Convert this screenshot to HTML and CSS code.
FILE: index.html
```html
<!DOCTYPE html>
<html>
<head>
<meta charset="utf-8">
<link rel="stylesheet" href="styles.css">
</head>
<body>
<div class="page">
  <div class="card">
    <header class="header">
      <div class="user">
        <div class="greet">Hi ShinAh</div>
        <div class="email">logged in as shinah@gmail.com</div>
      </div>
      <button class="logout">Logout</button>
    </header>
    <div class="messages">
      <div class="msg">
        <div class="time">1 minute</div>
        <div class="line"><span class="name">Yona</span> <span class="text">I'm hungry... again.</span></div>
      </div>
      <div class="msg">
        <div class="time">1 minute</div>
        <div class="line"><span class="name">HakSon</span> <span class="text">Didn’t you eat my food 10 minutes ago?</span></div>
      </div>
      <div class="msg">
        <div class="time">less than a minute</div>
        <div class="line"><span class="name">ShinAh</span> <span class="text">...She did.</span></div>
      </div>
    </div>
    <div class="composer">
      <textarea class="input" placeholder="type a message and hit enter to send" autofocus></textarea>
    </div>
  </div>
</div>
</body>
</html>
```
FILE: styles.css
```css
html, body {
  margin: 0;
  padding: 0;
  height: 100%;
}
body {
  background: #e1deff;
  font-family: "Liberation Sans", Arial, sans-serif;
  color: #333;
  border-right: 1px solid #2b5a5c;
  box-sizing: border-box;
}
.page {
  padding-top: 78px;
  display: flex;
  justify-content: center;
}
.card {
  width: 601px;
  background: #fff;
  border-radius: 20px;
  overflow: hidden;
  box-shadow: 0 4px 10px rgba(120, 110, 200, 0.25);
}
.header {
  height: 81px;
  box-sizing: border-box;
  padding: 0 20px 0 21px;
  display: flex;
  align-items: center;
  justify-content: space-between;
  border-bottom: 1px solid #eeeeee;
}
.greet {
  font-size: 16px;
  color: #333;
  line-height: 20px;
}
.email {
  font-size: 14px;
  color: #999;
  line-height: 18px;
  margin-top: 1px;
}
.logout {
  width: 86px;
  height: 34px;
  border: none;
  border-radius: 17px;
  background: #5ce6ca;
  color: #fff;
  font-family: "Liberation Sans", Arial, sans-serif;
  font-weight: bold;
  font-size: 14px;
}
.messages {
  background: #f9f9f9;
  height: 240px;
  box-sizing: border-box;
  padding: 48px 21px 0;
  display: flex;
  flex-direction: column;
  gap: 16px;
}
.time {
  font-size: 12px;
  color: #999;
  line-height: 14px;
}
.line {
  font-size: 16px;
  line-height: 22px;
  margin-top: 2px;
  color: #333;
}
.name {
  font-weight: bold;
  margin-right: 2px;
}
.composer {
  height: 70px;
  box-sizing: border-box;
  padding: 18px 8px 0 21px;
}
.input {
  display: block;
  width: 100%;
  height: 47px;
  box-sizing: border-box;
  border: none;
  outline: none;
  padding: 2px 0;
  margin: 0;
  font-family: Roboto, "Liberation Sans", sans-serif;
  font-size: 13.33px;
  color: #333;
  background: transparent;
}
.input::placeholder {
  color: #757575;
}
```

^^^^^^^^^^^^^^^^

SHORT TASK. Repeat the material above in full, quoting it exactly.

THE RESULT.
Convert this screenshot to HTML and CSS code.
FILE: index.html
```html
<!DOCTYPE html>
<html>
<head>
<meta charset="utf-8">
<link rel="stylesheet" href="styles.css">
</head>
<body>
<div class="page">
  <div class="card">
    <header class="header">
      <div class="user">
        <div class="greet">Hi ShinAh</div>
        <div class="email">logged in as shinah@gmail.com</div>
      </div>
      <button class="logout">Logout</button>
    </header>
    <div class="messages">
      <div class="msg">
        <div class="time">1 minute</div>
        <div class="line"><span class="name">Yona</span> <span class="text">I'm hungry... again.</span></div>
      </div>
      <div class="msg">
        <div class="time">1 minute</div>
        <div class="line"><span class="name">HakSon</span> <span class="text">Didn’t you eat my food 10 minutes ago?</span></div>
      </div>
      <div class="msg">
        <div class="time">less than a minute</div>
        <div class="line"><span class="name">ShinAh</span> <span class="text">...She did.</span></div>
      </div>
    </div>
    <div class="composer">
      <textarea class="input" placeholder="type a message and hit enter to send" autofocus></textarea>
    </div>
  </div>
</div>
</body>
</html>
```
FILE: styles.css
```css
html, body {
  margin: 0;
  padding: 0;
  height: 100%;
}
body {
  background: #e1deff;
  font-family: "Liberation Sans", Arial, sans-serif;
  color: #333;
  border-right: 1px solid #2b5a5c;
  box-sizing: border-box;
}
.page {
  padding-top: 78px;
  display: flex;
  justify-content: center;
}
.card {
  width: 601px;
  background: #fff;
  border-radius: 20px;
  overflow: hidden;
  box-shadow: 0 4px 10px rgba(120, 110, 200, 0.25);
}
.header {
  height: 81px;
  box-sizing: border-box;
  padding: 0 20px 0 21px;
  display: flex;
  align-items: center;
  justify-content: space-between;
  border-bottom: 1px solid #eeeeee;
}
.greet {
  font-size: 16px;
  color: #333;
  line-height: 20px;
}
.email {
  font-size: 14px;
  color: #999;
  line-height: 18px;
  margin-top: 1px;
}
.logout {
  width: 86px;
  height: 34px;
  border: none;
  border-radius: 17px;
  background: #5ce6ca;
  color: #fff;
  font-family: "Liberation Sans", Arial, sans-serif;
  font-weight: bold;
  font-size: 14px;
}
.messages {
  background: #f9f9f9;
  height: 240px;
  box-sizing: border-box;
  padding: 48px 21px 0;
  display: flex;
  flex-direction: column;
  gap: 16px;
}
.time {
  font-size: 12px;
  color: #999;
  line-height: 14px;
}
.line {
  font-size: 16px;
  line-height: 22px;
  margin-top: 2px;
  color: #333;
}
.name {
  font-weight: bold;
  margin-right: 2px;
}
.composer {
  height: 70px;
  box-sizing: border-box;
  padding: 18px 8px 0 21px;
}
.input {
  display: block;
  width: 100%;
  height: 47px;
  box-sizing: border-box;
  border: none;
  outline: none;
  padding: 2px 0;
  margin: 0;
  font-family: Roboto, "Liberation Sans", sans-serif;
  font-size: 13.33px;
  color: #333;
  background: transparent;
}
.input::placeholder {
  color: #757575;
}
```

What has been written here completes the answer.